### STATED GOAL
In the listing below, find every line with the string "index" and pull it out.

Pages as source code:
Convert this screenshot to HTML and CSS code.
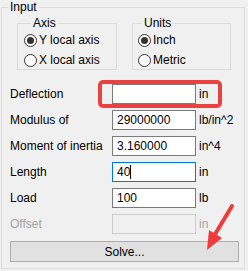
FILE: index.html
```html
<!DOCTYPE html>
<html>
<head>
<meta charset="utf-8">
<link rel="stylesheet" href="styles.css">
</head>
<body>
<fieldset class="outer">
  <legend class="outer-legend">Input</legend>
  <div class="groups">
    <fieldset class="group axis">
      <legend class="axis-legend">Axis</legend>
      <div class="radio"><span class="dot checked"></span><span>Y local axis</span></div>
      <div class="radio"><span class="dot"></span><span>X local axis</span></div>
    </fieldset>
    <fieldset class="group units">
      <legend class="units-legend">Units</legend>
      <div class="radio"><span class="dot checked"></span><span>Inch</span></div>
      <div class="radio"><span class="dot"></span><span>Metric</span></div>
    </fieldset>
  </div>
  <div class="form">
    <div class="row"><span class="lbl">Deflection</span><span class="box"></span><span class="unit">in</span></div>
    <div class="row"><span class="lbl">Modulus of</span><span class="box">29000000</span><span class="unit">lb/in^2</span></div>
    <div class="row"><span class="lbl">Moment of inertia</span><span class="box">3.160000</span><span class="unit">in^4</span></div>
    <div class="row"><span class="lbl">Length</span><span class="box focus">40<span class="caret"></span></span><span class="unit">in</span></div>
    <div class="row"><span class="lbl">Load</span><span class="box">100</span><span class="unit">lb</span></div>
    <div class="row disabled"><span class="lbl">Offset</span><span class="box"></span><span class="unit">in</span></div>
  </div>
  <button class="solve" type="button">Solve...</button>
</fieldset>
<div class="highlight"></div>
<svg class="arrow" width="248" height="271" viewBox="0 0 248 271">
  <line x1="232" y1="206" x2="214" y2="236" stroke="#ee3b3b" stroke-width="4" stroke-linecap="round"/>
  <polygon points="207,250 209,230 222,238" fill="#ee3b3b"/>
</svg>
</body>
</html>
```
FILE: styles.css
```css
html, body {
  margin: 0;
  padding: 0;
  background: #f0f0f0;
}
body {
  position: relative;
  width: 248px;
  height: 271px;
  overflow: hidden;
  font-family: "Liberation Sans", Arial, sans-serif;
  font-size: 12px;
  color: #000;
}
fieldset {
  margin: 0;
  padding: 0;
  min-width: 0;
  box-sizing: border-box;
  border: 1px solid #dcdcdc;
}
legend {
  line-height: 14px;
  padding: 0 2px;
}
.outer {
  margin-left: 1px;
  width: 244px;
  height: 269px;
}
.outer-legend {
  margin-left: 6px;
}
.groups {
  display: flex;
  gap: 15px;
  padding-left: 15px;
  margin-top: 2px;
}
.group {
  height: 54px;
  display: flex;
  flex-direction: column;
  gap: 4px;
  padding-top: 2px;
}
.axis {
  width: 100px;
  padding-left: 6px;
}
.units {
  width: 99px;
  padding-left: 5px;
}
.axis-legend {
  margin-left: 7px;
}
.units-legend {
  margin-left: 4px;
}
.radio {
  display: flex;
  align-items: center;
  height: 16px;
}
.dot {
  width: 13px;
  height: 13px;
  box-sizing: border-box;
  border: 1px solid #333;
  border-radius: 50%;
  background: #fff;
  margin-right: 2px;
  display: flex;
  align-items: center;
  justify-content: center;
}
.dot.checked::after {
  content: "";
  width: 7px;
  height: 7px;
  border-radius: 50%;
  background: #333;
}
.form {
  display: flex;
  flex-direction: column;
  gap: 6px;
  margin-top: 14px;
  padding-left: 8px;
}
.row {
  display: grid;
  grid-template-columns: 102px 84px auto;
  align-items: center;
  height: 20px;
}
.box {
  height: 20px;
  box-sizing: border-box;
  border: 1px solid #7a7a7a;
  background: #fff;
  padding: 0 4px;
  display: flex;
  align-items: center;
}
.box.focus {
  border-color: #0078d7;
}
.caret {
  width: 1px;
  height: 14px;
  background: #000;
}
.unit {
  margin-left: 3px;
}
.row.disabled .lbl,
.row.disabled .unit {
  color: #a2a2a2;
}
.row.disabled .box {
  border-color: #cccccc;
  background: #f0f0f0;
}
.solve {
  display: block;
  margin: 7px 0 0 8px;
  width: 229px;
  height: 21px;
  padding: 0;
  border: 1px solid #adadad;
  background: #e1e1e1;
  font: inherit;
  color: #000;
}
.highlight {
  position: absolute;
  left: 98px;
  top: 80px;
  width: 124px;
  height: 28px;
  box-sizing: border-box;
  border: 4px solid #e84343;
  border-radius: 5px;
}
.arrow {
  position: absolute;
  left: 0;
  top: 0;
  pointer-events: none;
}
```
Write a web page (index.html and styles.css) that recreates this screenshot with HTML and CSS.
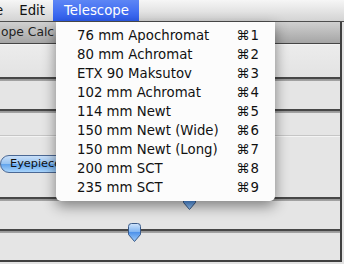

### TASK ANSWER
FILE: index.html
Write a web page (index.html and styles.css) that recreates this screenshot with HTML and CSS.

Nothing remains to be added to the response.